Technique (Collector’s Edition)
New Order
 

メンバー間の対立と解散

Republic (リパブリック)

1993年 6thアルバム

 『テクニーク』の後にメンバーはソロプロジェクトをそれぞれ始動。そんな折に所属していたファクトリー・レコードが破産し、ニュー・オーダーはロンドン・レコードに移籍することになりました。移籍後初のオリジナルアルバムとなる本作。長らくセルフプロデュース体制で続けていましたが、本作ではステファン・ヘイグを共同プロデューサーに起用しています。
 制作においてはバーニーことバーナード・サムナーと他の3人が対立、メンバー間の亀裂は深まりました。1993年のライブ後から1998年に再結集するまで、ニュー・オーダーとしての活動は無く、事実上の解散状態になります。
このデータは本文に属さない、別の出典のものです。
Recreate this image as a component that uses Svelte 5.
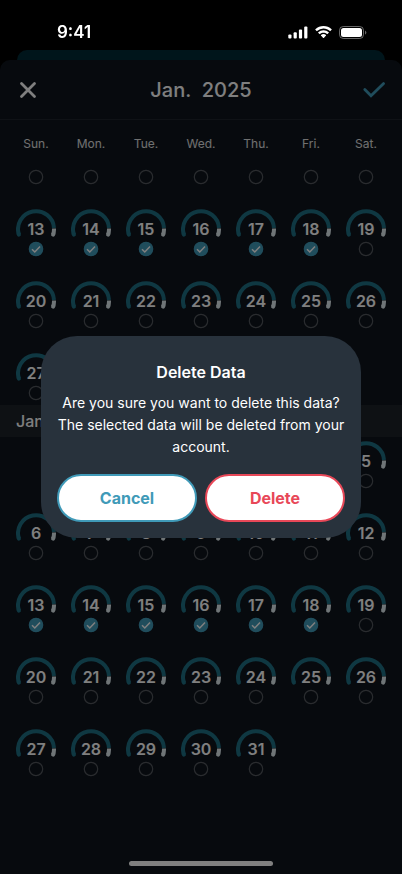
<script lang="ts">
	interface Day {
		date: number;
		checked: boolean;
	}

	const weekdays = ['Sun.', 'Mon.', 'Tue.', 'Wed.', 'Thu.', 'Fri.', 'Sat.'];
	const title = 'Jan.  2025';
	const sectionTitle = 'Jan. 2025';

	function range(from: number, to: number): Day[] {
		const days: Day[] = [];
		for (let date = from; date <= to; date++) {
			days.push({ date, checked: date >= 13 && date <= 18 });
		}
		return days;
	}

	let upper = $state(range(13, 27));
	let lower = $state(range(1, 31));
	let open = $state(true);
</script>

{#snippet tick(day: Day | null, label: string)}
	<label class="tick">
		{#if day}
			<input type="checkbox" aria-label={label} bind:checked={day.checked} />
		{:else}
			<input type="checkbox" aria-label={label} />
		{/if}
		<svg viewBox="0 0 16 16" width="16" height="16" aria-hidden="true">
			<circle cx="8" cy="8" r="6.7" />
			<path d="M4 8.2 6.8 11 12 5.4" />
		</svg>
	</label>
{/snippet}

{#snippet cell(day: Day)}
	<div class="cell" class:first={day.date === 1}>
		<div class="gauge">
			<svg viewBox="0 0 40 30" width="40" height="30" aria-hidden="true">
				<path class="rest" d="M38 19.5A18 18 0 0 1 37.1 25.7" />
				<path class="rest cap" d="M37.3 25 37.1 25.7" />
				<path class="arc" d="M2.9 25.7A18 18 0 1 1 38 19" />
				<path class="arc cap" d="M2.9 25.7 2.7 25" />
			</svg>
			<span>{day.date}</span>
		</div>
		{@render tick(day, `Select day ${day.date}`)}
	</div>
{/snippet}

<div class="screen">
	<div class="status">
		<span class="time">9:41</span>
		<div class="levels">
			<svg viewBox="0 0 20 13" width="20" height="13" aria-hidden="true">
				<rect x="0.3" y="8.5" width="3.2" height="4" rx="1" />
				<rect x="5.6" y="6.3" width="3.2" height="6.2" rx="1" />
				<rect x="10.9" y="3.5" width="3.2" height="9" rx="1" />
				<rect x="16.2" y="0.6" width="3.2" height="11.9" rx="1" />
			</svg>
			<svg viewBox="0 0 17 13" width="17" height="13" aria-hidden="true">
				<path d="M8.5 2.6c2.4 0 4.7.9 6.4 2.5.1.1.3.1.5 0l1.2-1.3c.2-.2.2-.4 0-.5a11.8 11.8 0 0 0-16.2 0c-.2.1-.2.3 0 .5l1.2 1.3c.1.1.3.1.5 0A9.3 9.3 0 0 1 8.5 2.6Z" />
				<path d="M8.5 6.7c1.3 0 2.6.5 3.5 1.4.2.1.4.1.5 0l1.3-1.3c.1-.2.1-.4 0-.5a7.7 7.7 0 0 0-10.6 0c-.1.1-.1.3 0 .5l1.3 1.3c.1.1.3.1.5 0 .9-.9 2.2-1.4 3.5-1.4Z" />
				<path d="M11 9.6c.1-.2.1-.4 0-.5a3.9 3.9 0 0 0-5 0c-.1.1-.1.3 0 .5l2.2 2.3c.2.1.4.1.6 0Z" />
			</svg>
			<svg viewBox="0 0 28 13" width="28" height="13" aria-hidden="true">
				<rect class="shell" x="0.5" y="0.5" width="24" height="12" rx="3.8" />
				<path class="nub" d="M26 4.5v4.1c.8-.3 1.4-1.2 1.4-2s-.6-1.7-1.4-2.1Z" />
				<rect x="2" y="2" width="21" height="9" rx="2.5" />
			</svg>
		</div>
	</div>

	<div class="behind"></div>

	<main class="sheet">
		<header>
			<button type="button" aria-label="Close">
				<svg viewBox="0 0 24 24" width="24" height="24" aria-hidden="true">
					<path class="cross" d="M5.5 5.5 18.5 18.5M18.5 5.5 5.5 18.5" />
				</svg>
			</button>
			<h1>{title}</h1>
			<button type="button" aria-label="Done">
				<svg viewBox="0 0 24 24" width="24" height="24" aria-hidden="true">
					<path class="done" d="M2.8 11.6 9 17.8 21.6 5.6" />
				</svg>
			</button>
		</header>

		<div class="row weekdays">
			{#each weekdays as name}
				<span>{name}</span>
			{/each}
		</div>

		<div class="row peek">
			{#each weekdays as name}
				{@render tick(null, `Select ${name}`)}
			{/each}
		</div>

		<div class="row month">
			{#each upper as day}
				{@render cell(day)}
			{/each}
		</div>

		<h2>{sectionTitle}</h2>

		<div class="row month">
			{#each lower as day}
				{@render cell(day)}
			{/each}
		</div>

		<div class="home"></div>
	</main>

	{#if open}
		<div class="backdrop">
			<div class="dialog" role="alertdialog" aria-modal="true" aria-labelledby="dialog-title">
				<h3 id="dialog-title">Delete Data</h3>
				<p>
					Are you sure you want to delete this data? The selected data will be deleted from your
					account.
				</p>
				<div class="actions">
					<button type="button" class="cancel" onclick={() => (open = false)}>Cancel</button>
					<button type="button" class="delete" onclick={() => (open = false)}>Delete</button>
				</div>
			</div>
		</div>
	{/if}
</div>

<style>
	:global(body) {
		background: #000;
	}

	.screen {
		display: flex;
		flex-direction: column;
		min-height: 100vh;
		background: #000;
		color: #fff;
		font-family: Inter, 'Liberation Sans', sans-serif;
	}

	h1,
	h2,
	h3,
	p {
		margin: 0;
	}

	button {
		font-family: inherit;
		cursor: pointer;
	}

	/* Stays bright above the backdrop. */
	.status {
		position: relative;
		z-index: 2;
		display: flex;
		align-items: center;
		justify-content: space-between;
		height: 36px;
		padding: 14px 35px 0 57px;
	}

	.time {
		font-size: 17px;
		font-weight: 600;
		line-height: 22px;
	}

	.levels {
		display: flex;
		align-items: center;
		gap: 7px;
		fill: #fff;
	}

	.shell {
		fill: none;
		stroke: #fff;
		opacity: 0.4;
	}

	.nub {
		opacity: 0.4;
	}

	.behind {
		height: 10px;
		margin: 0 17px;
		border-radius: 10px 10px 0 0;
		background: #002a36;
	}

	.sheet {
		display: flex;
		flex: 1;
		flex-direction: column;
		border-radius: 10px 10px 0 0;
		background: #0e151d;
	}

	header {
		display: flex;
		align-items: center;
		justify-content: space-between;
		height: 59px;
		padding: 0 16px;
		border-bottom: 1px solid #1e252c;
	}

	header button {
		display: flex;
		padding: 0;
		border: 0;
		background: none;
	}

	header path {
		fill: none;
		stroke-linecap: round;
		stroke-width: 2.8;
	}

	.cross {
		stroke: #fff;
	}

	.done {
		stroke: #409ab8;
	}

	h1 {
		font-size: 20px;
		font-weight: 500;
		line-height: 24px;
		white-space: pre;
	}

	.row {
		display: grid;
		grid-template-columns: repeat(7, 40px);
		justify-content: space-between;
		justify-items: center;
		padding: 0 16px;
	}

	.weekdays {
		padding-top: 16px;
		font-size: 12px;
		line-height: 16px;
		color: #e0e0e0;
	}

	.peek {
		padding-top: 17px;
	}

	.month {
		row-gap: 16px;
	}

	.peek + .month {
		padding-top: 20px;
	}

	.cell {
		display: flex;
		flex-direction: column;
		align-items: center;
		height: 56px;
	}

	.cell.first {
		grid-column-start: 3;
	}

	.gauge {
		display: grid;
		justify-items: center;
		padding-top: 4px;
	}

	.gauge > * {
		grid-area: 1 / 1;
	}

	.gauge svg {
		fill: none;
		stroke-width: 4;
	}

	.gauge span {
		padding-top: 11px;
		font-size: 16px;
		font-weight: 600;
		line-height: 19px;
	}

	.arc {
		stroke: #1f7085;
	}

	.rest {
		stroke: #dfeaee;
	}

	.cap {
		stroke-linecap: round;
	}

	.tick {
		display: grid;
		margin-top: 2px;
	}

	.peek .tick {
		margin-top: 0;
	}

	.tick > * {
		grid-area: 1 / 1;
	}

	.tick input {
		width: 16px;
		height: 16px;
		margin: 0;
		border-radius: 50%;
		appearance: none;
	}

	.tick svg {
		fill: none;
		pointer-events: none;
	}

	.tick circle {
		stroke: #54585e;
		stroke-width: 1.2;
	}

	.tick path {
		visibility: hidden;
		stroke: #fff;
		stroke-width: 1.5;
	}

	.tick input:checked + svg circle {
		fill: #409ab8;
		stroke: #409ab8;
	}

	.tick input:checked + svg path {
		visibility: visible;
	}

	h2 {
		padding: 0 16px;
		background: #1c2329;
		font-size: 16px;
		font-weight: 500;
		line-height: 32px;
	}

	.home {
		align-self: center;
		width: 36%;
		height: 5px;
		margin: auto 0 8px;
		border-radius: 3px;
		background: #fff;
	}

	.backdrop {
		position: fixed;
		inset: 0;
		z-index: 1;
		display: grid;
		place-items: center;
		padding: 0 16px;
		background: rgba(0, 0, 0, 0.5);
	}

	.dialog {
		box-sizing: border-box;
		width: 100%;
		max-width: 320px;
		padding: 24px 16px 16px;
		border-radius: 36px;
		background: #28323c;
		text-align: center;
	}

	h3 {
		font-size: 16px;
		font-weight: 600;
		line-height: 24px;
	}

	p {
		margin-top: 8px;
		font-size: 14px;
		line-height: 22px;
	}

	.actions {
		display: grid;
		grid-template-columns: 1fr 1fr;
		gap: 8px;
		margin-top: 16px;
	}

	.actions button {
		height: 48px;
		border: 2px solid;
		border-radius: 24px;
		background: #fff;
		font-size: 16px;
		font-weight: 700;
	}

	.cancel {
		color: #409ab8;
	}

	.delete {
		color: #e84858;
	}
</style>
 アルバムは「Regret」で開幕。開放的なギターが爽やかな雰囲気を作り出します。そこにバーニーの憂いを帯びたメロディアスな歌が優しく響き、爽やかなサウンドに切なさを加えます。これが中々魅力的です。続く「World」はダンサブルな楽曲。ですがノリノリなリズムに乗るのは憂いを帯びた円熟味のある歌で、前作に比べて落ち着いた印象です。華やかさも少し控えめで、1990年代という時代の移り変わりもあるのでしょうか。「Ruined In A Day」はリズミカルな打ち込みも虚しく、哀愁が漂います。陰のあるメロディラインにメランコリックな歌が切ない。「Spooky」は一転してノリの良いエレポップを展開。グルーヴィでダンサブルなリズムは軽快で、楽しい気分にさせてくれます。バーニーの歌い方によってメロウな印象もありますが、メロディもポップです。気だるげな歌が心地良い「Everyone Everywhere」を挟んで、リズミカルな「Young Offender」。打ち込みのビートが小気味良くて軽快な印象を生み出しますが、歌は曇天のような憂いに満ちた雰囲気です。若干地味な「Liar」を挟んで、ダンサブルなビートが爽快な「Chemical」。重低音が響くアグレッシブなサウンドが高揚感を煽ります。カッコ良い楽曲です。そして「Times Change」は気だるげなサウンド。歌はヒップホップで、反復を繰り返す単調なリズムに単調な歌を乗せます。ノスタルジックな音色を奏でるシンセがアクセントを加えます。「Special」は、打ち込みのリズムビートでノリが良いですね。ですが歌はメロディアスで、軽快なリズムと対照的にじっくり聴かせる感じ。ラスト曲「Avalanche」はジリアン・ギルバートがボーカルを取ります…が、ほぼインストゥルメンタルですね。神秘的な音色で、ゆったり漂うような心地良さがあります。

 憂いのある楽曲は聴き心地はよいものの、全体的に地味な印象は否めません。あまりパッとしない作品です。